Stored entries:
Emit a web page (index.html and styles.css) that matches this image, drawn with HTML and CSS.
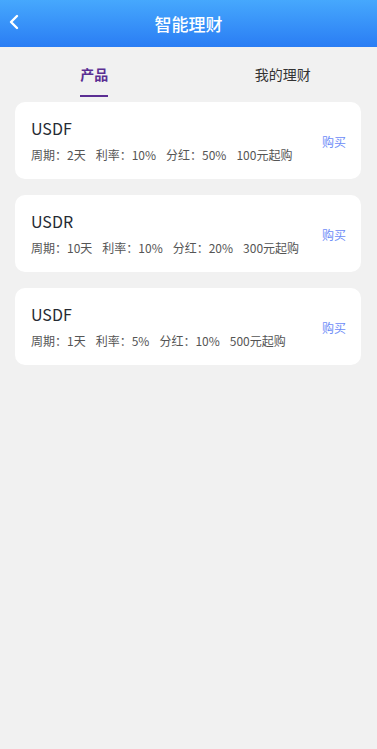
FILE: index.html
```html
<!DOCTYPE html>
<html lang="zh">
<head>
<meta charset="utf-8">
<meta name="viewport" content="width=device-width, initial-scale=1">
<link rel="stylesheet" href="styles.css">
</head>
<body>
<header class="nav">
  <span class="back">
    <svg width="12" height="16" viewBox="0 0 12 16"><path d="M9 2 L3 8 L9 14" fill="none" stroke="#fff" stroke-width="2.4" stroke-linecap="round" stroke-linejoin="round"/></svg>
  </span>
  <h1 class="title">智能理财</h1>
</header>
<nav class="tabs">
  <div class="tab active"><span>产品</span></div>
  <div class="tab"><span>我的理财</span></div>
</nav>
<main class="list">
  <div class="card">
    <div class="info">
      <div class="name">USDF</div>
      <div class="meta"><span>周期：2天</span><span>利率：10%</span><span>分红：50%</span><span>100元起购</span></div>
    </div>
    <div class="buy">购买</div>
  </div>
  <div class="card">
    <div class="info">
      <div class="name">USDR</div>
      <div class="meta"><span>周期：10天</span><span>利率：10%</span><span>分红：20%</span><span>300元起购</span></div>
    </div>
    <div class="buy">购买</div>
  </div>
  <div class="card">
    <div class="info">
      <div class="name">USDF</div>
      <div class="meta"><span>周期：1天</span><span>利率：5%</span><span>分红：10%</span><span>500元起购</span></div>
    </div>
    <div class="buy">购买</div>
  </div>
</main>
</body>
</html>
```
FILE: styles.css
```css
* { box-sizing: border-box; }
html, body { margin: 0; padding: 0; }
body {
  background: #f1f1f1;
  font-family: "Noto Sans CJK SC", "Noto Sans", sans-serif;
  min-height: 749px;
}
.nav {
  height: 47px;
  background: linear-gradient(180deg, #46a8fd 0%, #2a7df4 100%);
  display: flex;
  align-items: center;
  justify-content: center;
  position: relative;
}
.back {
  position: absolute;
  left: 8px;
  top: 14px;
  display: flex;
}
.title {
  margin: 0;
  color: #fff;
  font-size: 17px;
  font-weight: 500;
  line-height: 47px;
}
.tabs {
  display: flex;
  height: 55px;
}
.tab {
  flex: 1;
  display: flex;
  justify-content: center;
  padding-top: 15px;
  font-size: 14px;
  color: #333;
}
.tab span {
  height: 35px;
  line-height: 24px;
}
.tab.active span {
  color: #5b2e93;
  font-weight: 700;
  border-bottom: 2px solid #5b2e93;
}
.list {
  padding: 0 16px 0 15px;
  display: flex;
  flex-direction: column;
  gap: 16px;
}
.card {
  background: #fff;
  border-radius: 10px;
  height: 77px;
  display: flex;
  align-items: center;
  padding: 0 15px 0 16px;
}
.info { flex: 1; }
.name {
  font-size: 16px;
  color: #262a33;
  line-height: 22px;
}
.meta {
  margin-top: 7px;
  font-size: 12px;
  color: #555;
  line-height: 18px;
  display: flex;
  gap: 10px;
}
.buy {
  font-size: 12px;
  color: #6d8cf7;
  margin-top: 2px;
}
```
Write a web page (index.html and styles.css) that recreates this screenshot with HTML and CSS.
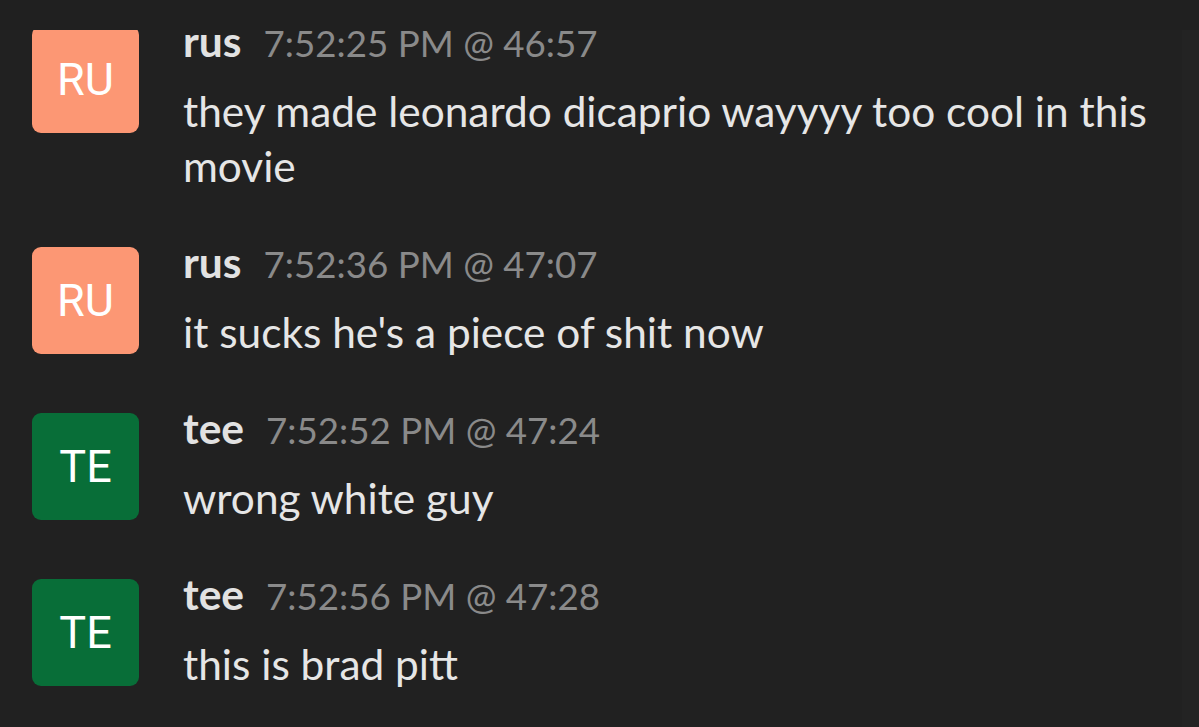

Problem: Write every entry out again exactly, dropping the pictures.

Complete output:
Emit a web page (index.html and styles.css) that matches this image, drawn with HTML and CSS.
FILE: index.html
```html
<!DOCTYPE html>
<html lang="zh">
<head>
<meta charset="utf-8">
<meta name="viewport" content="width=device-width, initial-scale=1">
<link rel="stylesheet" href="styles.css">
</head>
<body>
<header class="nav">
  <span class="back">
    <svg width="12" height="16" viewBox="0 0 12 16"><path d="M9 2 L3 8 L9 14" fill="none" stroke="#fff" stroke-width="2.4" stroke-linecap="round" stroke-linejoin="round"/></svg>
  </span>
  <h1 class="title">智能理财</h1>
</header>
<nav class="tabs">
  <div class="tab active"><span>产品</span></div>
  <div class="tab"><span>我的理财</span></div>
</nav>
<main class="list">
  <div class="card">
    <div class="info">
      <div class="name">USDF</div>
      <div class="meta"><span>周期：2天</span><span>利率：10%</span><span>分红：50%</span><span>100元起购</span></div>
    </div>
    <div class="buy">购买</div>
  </div>
  <div class="card">
    <div class="info">
      <div class="name">USDR</div>
      <div class="meta"><span>周期：10天</span><span>利率：10%</span><span>分红：20%</span><span>300元起购</span></div>
    </div>
    <div class="buy">购买</div>
  </div>
  <div class="card">
    <div class="info">
      <div class="name">USDF</div>
      <div class="meta"><span>周期：1天</span><span>利率：5%</span><span>分红：10%</span><span>500元起购</span></div>
    </div>
    <div class="buy">购买</div>
  </div>
</main>
</body>
</html>
```
FILE: styles.css
```css
* { box-sizing: border-box; }
html, body { margin: 0; padding: 0; }
body {
  background: #f1f1f1;
  font-family: "Noto Sans CJK SC", "Noto Sans", sans-serif;
  min-height: 749px;
}
.nav {
  height: 47px;
  background: linear-gradient(180deg, #46a8fd 0%, #2a7df4 100%);
  display: flex;
  align-items: center;
  justify-content: center;
  position: relative;
}
.back {
  position: absolute;
  left: 8px;
  top: 14px;
  display: flex;
}
.title {
  margin: 0;
  color: #fff;
  font-size: 17px;
  font-weight: 500;
  line-height: 47px;
}
.tabs {
  display: flex;
  height: 55px;
}
.tab {
  flex: 1;
  display: flex;
  justify-content: center;
  padding-top: 15px;
  font-size: 14px;
  color: #333;
}
.tab span {
  height: 35px;
  line-height: 24px;
}
.tab.active span {
  color: #5b2e93;
  font-weight: 700;
  border-bottom: 2px solid #5b2e93;
}
.list {
  padding: 0 16px 0 15px;
  display: flex;
  flex-direction: column;
  gap: 16px;
}
.card {
  background: #fff;
  border-radius: 10px;
  height: 77px;
  display: flex;
  align-items: center;
  padding: 0 15px 0 16px;
}
.info { flex: 1; }
.name {
  font-size: 16px;
  color: #262a33;
  line-height: 22px;
}
.meta {
  margin-top: 7px;
  font-size: 12px;
  color: #555;
  line-height: 18px;
  display: flex;
  gap: 10px;
}
.buy {
  font-size: 12px;
  color: #6d8cf7;
  margin-top: 2px;
}
```
Write a web page (index.html and styles.css) that recreates this screenshot with HTML and CSS.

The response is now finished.